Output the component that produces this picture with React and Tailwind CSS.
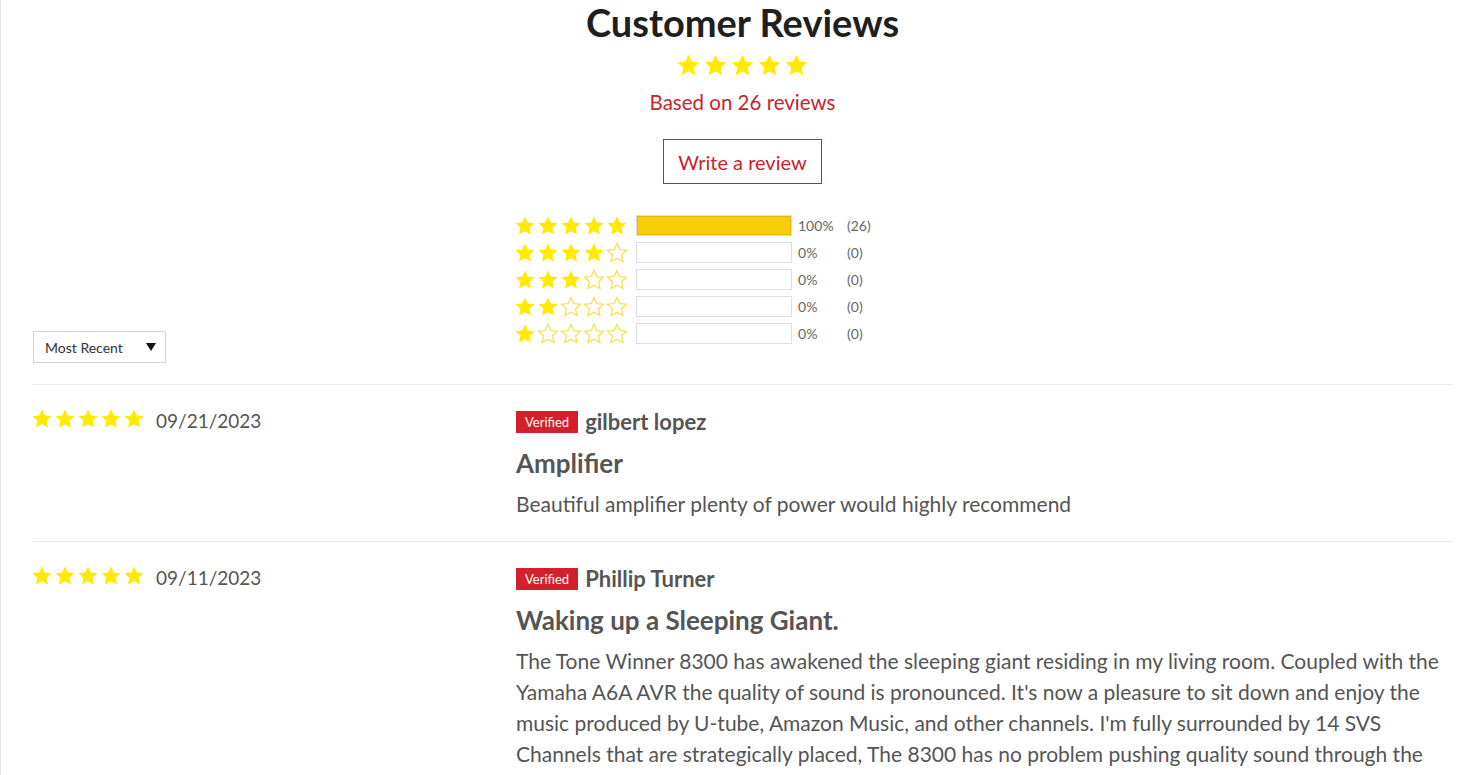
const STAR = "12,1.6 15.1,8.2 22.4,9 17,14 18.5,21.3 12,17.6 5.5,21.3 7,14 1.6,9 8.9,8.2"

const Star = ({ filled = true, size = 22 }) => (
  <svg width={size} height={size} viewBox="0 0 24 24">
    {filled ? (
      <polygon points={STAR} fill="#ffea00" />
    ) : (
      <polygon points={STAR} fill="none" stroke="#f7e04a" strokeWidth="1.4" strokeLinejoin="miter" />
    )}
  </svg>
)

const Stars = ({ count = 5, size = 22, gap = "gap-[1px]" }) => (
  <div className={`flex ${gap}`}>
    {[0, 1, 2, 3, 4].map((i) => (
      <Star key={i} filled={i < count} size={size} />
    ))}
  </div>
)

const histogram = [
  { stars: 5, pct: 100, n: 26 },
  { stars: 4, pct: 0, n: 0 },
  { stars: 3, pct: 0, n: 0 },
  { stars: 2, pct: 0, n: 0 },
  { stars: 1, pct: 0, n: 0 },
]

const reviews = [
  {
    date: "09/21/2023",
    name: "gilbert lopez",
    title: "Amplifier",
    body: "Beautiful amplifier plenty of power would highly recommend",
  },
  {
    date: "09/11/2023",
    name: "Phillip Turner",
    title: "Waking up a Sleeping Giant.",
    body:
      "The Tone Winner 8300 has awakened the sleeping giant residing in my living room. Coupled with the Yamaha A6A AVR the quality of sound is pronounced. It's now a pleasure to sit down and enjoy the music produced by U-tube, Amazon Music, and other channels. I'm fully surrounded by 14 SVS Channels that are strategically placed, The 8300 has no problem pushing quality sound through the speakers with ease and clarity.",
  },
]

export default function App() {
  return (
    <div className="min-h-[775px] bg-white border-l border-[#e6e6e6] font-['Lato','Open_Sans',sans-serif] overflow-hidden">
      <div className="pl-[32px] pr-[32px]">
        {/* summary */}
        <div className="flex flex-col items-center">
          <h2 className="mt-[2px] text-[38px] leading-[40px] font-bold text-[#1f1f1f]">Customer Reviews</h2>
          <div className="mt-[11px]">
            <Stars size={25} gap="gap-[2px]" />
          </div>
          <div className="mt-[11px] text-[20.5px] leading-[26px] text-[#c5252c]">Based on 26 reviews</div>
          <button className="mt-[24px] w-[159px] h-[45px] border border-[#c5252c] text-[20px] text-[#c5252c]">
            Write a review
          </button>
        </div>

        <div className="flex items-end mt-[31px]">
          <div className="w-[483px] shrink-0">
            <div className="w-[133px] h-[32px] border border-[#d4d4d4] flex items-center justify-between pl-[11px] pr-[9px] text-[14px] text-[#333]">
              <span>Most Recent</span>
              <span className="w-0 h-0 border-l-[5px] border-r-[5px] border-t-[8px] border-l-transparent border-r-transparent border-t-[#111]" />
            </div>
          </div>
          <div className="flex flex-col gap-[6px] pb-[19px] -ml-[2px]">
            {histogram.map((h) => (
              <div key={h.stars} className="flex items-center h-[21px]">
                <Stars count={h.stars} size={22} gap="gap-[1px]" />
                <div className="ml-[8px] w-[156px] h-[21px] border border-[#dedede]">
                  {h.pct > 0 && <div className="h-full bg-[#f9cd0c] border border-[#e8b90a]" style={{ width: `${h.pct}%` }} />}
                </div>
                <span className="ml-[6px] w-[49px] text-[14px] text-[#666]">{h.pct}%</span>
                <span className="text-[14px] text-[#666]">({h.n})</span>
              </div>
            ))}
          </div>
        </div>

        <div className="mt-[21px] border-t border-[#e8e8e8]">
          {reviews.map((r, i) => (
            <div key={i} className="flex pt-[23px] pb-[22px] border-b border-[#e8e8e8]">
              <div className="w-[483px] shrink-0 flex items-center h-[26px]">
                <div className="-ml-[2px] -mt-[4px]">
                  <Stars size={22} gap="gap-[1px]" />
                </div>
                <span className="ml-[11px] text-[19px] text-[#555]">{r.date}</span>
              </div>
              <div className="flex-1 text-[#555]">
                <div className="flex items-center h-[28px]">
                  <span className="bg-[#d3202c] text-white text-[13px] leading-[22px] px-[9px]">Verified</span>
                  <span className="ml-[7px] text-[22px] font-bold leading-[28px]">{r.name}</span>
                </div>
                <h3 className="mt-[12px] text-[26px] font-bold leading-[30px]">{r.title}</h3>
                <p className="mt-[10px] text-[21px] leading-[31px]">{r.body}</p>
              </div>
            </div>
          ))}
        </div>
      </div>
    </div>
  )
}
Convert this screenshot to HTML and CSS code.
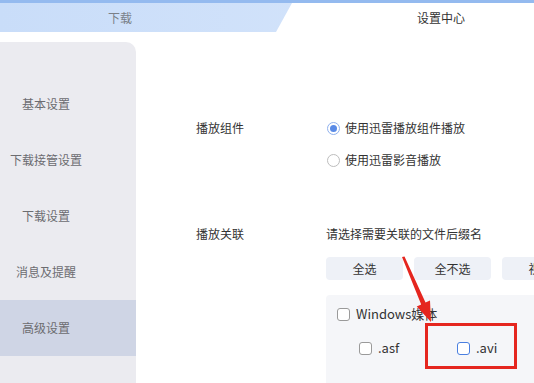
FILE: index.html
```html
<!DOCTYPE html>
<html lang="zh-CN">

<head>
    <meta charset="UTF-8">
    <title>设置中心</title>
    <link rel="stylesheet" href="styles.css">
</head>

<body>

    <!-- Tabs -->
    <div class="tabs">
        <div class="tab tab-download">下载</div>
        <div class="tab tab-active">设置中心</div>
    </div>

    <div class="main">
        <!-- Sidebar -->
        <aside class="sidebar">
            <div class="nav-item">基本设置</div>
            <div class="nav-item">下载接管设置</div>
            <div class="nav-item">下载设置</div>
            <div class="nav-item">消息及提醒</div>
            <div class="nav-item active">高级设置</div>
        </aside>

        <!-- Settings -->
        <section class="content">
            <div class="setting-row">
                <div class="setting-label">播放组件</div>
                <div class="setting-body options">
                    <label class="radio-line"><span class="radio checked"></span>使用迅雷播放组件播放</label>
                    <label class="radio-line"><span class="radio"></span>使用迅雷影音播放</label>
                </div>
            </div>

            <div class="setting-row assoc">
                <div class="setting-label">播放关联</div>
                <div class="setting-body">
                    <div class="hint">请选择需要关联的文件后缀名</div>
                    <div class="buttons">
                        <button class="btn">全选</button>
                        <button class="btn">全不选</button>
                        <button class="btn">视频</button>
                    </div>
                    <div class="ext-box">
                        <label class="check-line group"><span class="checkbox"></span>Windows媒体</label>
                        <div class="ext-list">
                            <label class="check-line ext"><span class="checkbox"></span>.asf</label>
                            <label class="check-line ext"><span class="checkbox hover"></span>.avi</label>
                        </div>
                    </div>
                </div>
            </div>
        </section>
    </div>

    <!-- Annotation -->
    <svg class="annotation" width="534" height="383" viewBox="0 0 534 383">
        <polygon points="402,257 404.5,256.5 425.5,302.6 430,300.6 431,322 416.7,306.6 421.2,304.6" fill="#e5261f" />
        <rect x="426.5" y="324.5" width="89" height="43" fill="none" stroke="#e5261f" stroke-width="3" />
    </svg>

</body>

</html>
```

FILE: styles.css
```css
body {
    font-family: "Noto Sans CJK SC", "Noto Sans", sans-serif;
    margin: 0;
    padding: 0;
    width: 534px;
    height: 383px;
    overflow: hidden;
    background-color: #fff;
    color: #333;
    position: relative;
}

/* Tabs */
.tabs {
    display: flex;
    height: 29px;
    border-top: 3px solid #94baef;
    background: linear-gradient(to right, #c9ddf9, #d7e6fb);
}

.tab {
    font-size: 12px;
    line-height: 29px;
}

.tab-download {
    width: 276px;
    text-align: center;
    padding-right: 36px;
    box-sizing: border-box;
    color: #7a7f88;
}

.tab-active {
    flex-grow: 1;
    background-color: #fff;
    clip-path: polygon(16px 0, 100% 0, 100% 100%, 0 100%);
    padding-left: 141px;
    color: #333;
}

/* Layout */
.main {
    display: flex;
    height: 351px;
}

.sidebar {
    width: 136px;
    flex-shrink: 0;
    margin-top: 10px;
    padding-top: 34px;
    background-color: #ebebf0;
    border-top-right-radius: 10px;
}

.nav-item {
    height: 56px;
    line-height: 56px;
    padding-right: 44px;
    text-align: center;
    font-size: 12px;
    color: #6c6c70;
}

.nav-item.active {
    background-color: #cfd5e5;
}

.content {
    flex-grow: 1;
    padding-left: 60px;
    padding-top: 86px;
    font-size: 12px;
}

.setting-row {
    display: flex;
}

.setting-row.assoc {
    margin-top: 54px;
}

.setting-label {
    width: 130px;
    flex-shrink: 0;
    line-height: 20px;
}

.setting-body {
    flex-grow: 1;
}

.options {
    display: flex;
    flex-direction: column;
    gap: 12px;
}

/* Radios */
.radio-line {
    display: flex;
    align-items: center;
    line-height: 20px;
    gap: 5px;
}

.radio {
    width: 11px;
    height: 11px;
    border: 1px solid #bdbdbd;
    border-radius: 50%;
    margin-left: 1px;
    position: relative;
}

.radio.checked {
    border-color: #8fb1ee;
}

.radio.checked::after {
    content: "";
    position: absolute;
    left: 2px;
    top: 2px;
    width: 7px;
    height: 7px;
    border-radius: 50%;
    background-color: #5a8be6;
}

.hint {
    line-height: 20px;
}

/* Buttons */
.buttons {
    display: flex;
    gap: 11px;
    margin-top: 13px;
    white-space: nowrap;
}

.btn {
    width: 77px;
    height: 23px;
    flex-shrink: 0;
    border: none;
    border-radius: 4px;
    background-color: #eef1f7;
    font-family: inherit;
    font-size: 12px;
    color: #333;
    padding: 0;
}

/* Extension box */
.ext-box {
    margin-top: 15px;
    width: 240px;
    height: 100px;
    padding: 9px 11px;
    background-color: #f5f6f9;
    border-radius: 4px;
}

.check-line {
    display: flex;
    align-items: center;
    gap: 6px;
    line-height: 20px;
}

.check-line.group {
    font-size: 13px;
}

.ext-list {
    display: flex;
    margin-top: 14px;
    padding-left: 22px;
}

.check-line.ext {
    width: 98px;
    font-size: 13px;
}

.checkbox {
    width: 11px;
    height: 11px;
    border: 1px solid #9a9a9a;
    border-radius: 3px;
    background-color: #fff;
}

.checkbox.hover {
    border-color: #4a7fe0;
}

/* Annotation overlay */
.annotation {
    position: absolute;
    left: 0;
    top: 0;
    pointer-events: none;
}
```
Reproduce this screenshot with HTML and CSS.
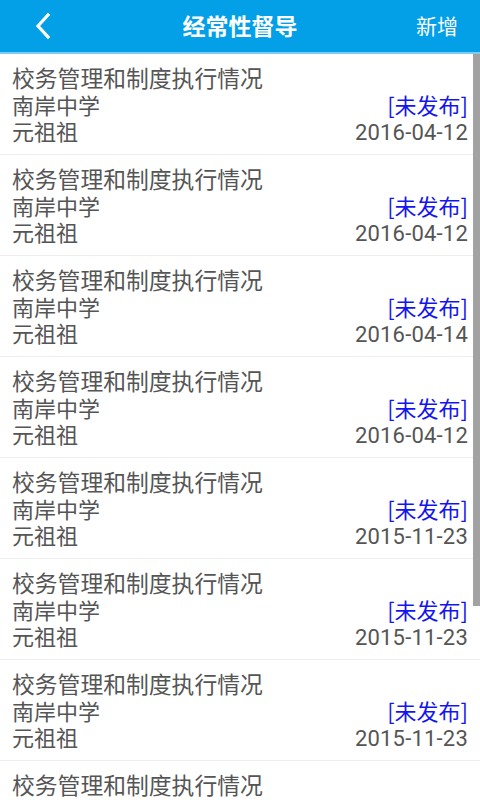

### What is needed
Write out again exactly the lines from the start of the data above through the line containing "15.1,8.2 22.4,9 17,14", inclusive, excluding any pictures.

### Answer below
Output the component that produces this picture with React and Tailwind CSS.
const STAR = "12,1.6 15.1,8.2 22.4,9 17,14 18.5,21.3 12,17.6 5.5,21.3 7,14 1.6,9 8.9,8.2"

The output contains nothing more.